As it is, we will be subjected to the legalised plunder of national resources through the current constitution office holders who will, at the end of the day, walk away with even bigger and mouth watering gratuities to turn the lesser mortals green with envy.


The issue of Zimbabwe is clearly getting out of hand. The refusal of entry into that country of eminent persons in the name of former US president Jimmy Carter, former UN Secretary General Kofi Annan and wife of former South African president Nelson Mandela, Graca Machel, shows that the Robert Mugabe administration is not committed to resolving the political impasse there.

Ever since the disputed elections in March and June this year, there has not been a proper running government in Zimbabwe with the result that the economy has all but collapsed, there are widespread food shortages and hospitals have run out of drugs and other materials essential for the running of a hospital.

It appears that Mugabe is well insulated from the suffering of the people because he is able to get foreign exchange to buy himself food and he is also able to be attended to by foreign doctors in foreign lands.

Disappointingly, even SADC has now been manipulated to the extent where they have now allowed the mockery of a show to continue while ordinary Zimbabweans sink into deeper despair.

Zimbabweans in the Diaspora are no longer able to send money to their kith and kin through Western Union simply because there is no money to pay them locally.

Mugabe, as all leaders in Africa, should swallow his proud and listen to the people he leads.



Yakima said...


Indeed it is paradoxical, where the only reasonable cause for surprise is that anyone would be surprised by developments. At the same time I would not say that there is nothing which the opposition could do if they wanted to, and that is not to accept the unreasonable increment.

Any politician who claims to be against the increases can demonstrate their opposition to the public quite clearly by giving the difference back to the treasury.
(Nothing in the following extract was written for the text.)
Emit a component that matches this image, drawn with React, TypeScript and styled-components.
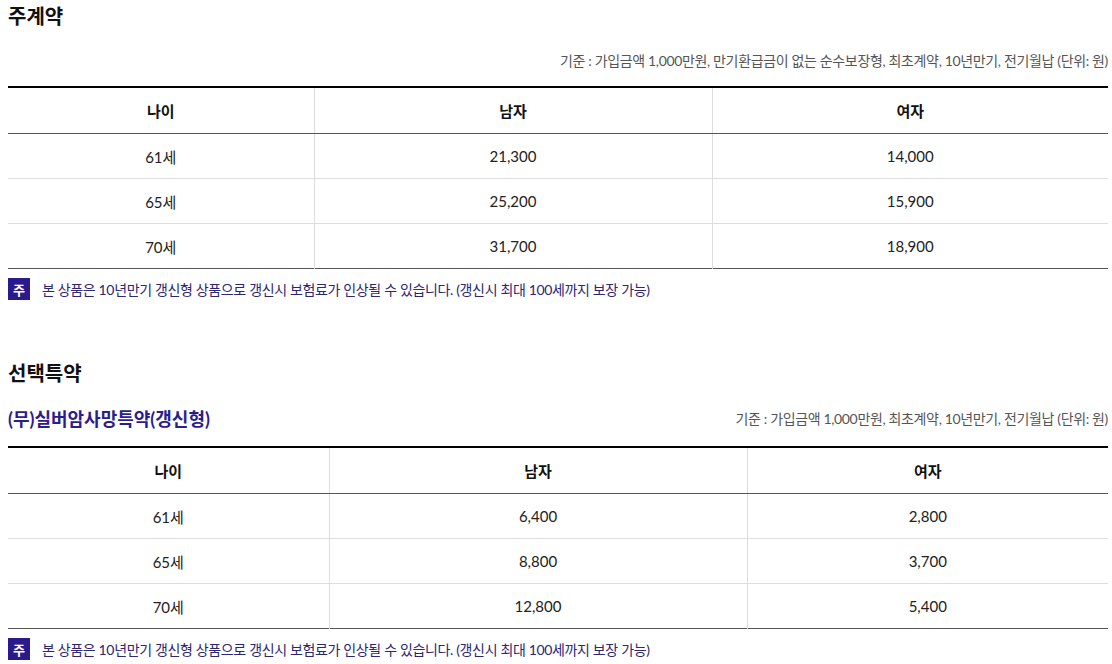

I won't venture to suggest that any politician who does not do so is in fact, de facto, demonstrating their approval, but the possibility is bound to cross people's minds.

I expect that a generous public would not fault those who accepted out of genuine want, as not all who run for office need be independently wealthy or from small families. In fact don't such cases only better serve to illustrate the jealousy of already wealthy individuals who blithely accept salary inflation for themselves on the basis of their less fortunate colleagues needs?

All that is required is for someone to go first, contact their bank and instruct them to remit the increase back each month. After that we can reasonably judge everyone else involved by their example.

Unknown said...

Yakima (we add mbembe to my brother's son by the same name meaning "fighting stopped"),

I know that Enoch Kavindele, when he was Chingola Member of Parliament, and Dipak Patel, when he was Lusaka Central MP, had their parley incomes going to their constituencies. Whether any one of the current crop is capable of doing that, is a matter we may only speculate about.

Some MPs I know personally were at one time, down and out such that they would want to make up for what they missed then such that such a thought would not cross their minds.

It is the argument that some MPs left their businesses for public office and therefore deserve to be remunerated that way that I don't agree with. They should have stuck to their businesses. Period.

Unknown said...
This comment has been removed by the author.
Yakima said...


It seems that Mr. Leonard Hikaumba of ZCTU has roughly the same idea as I do, only his is better. Those opposed to the expenditure on salaries should put the excess to work on projects which they do approve of directly.

The vote of the majority has legally placed the excess into the hands of opposition members, to do with as they see fit. Time to put their money where their mouth is, so to speak.

I agree with you that it is quite ridiculous to complain that a job for which an MP campaigned against worthy opposition should suddenly become unacceptable due to a pay cut from their former salaries. It will be illuminating to see how such officials spend their self-proclaimed windfall.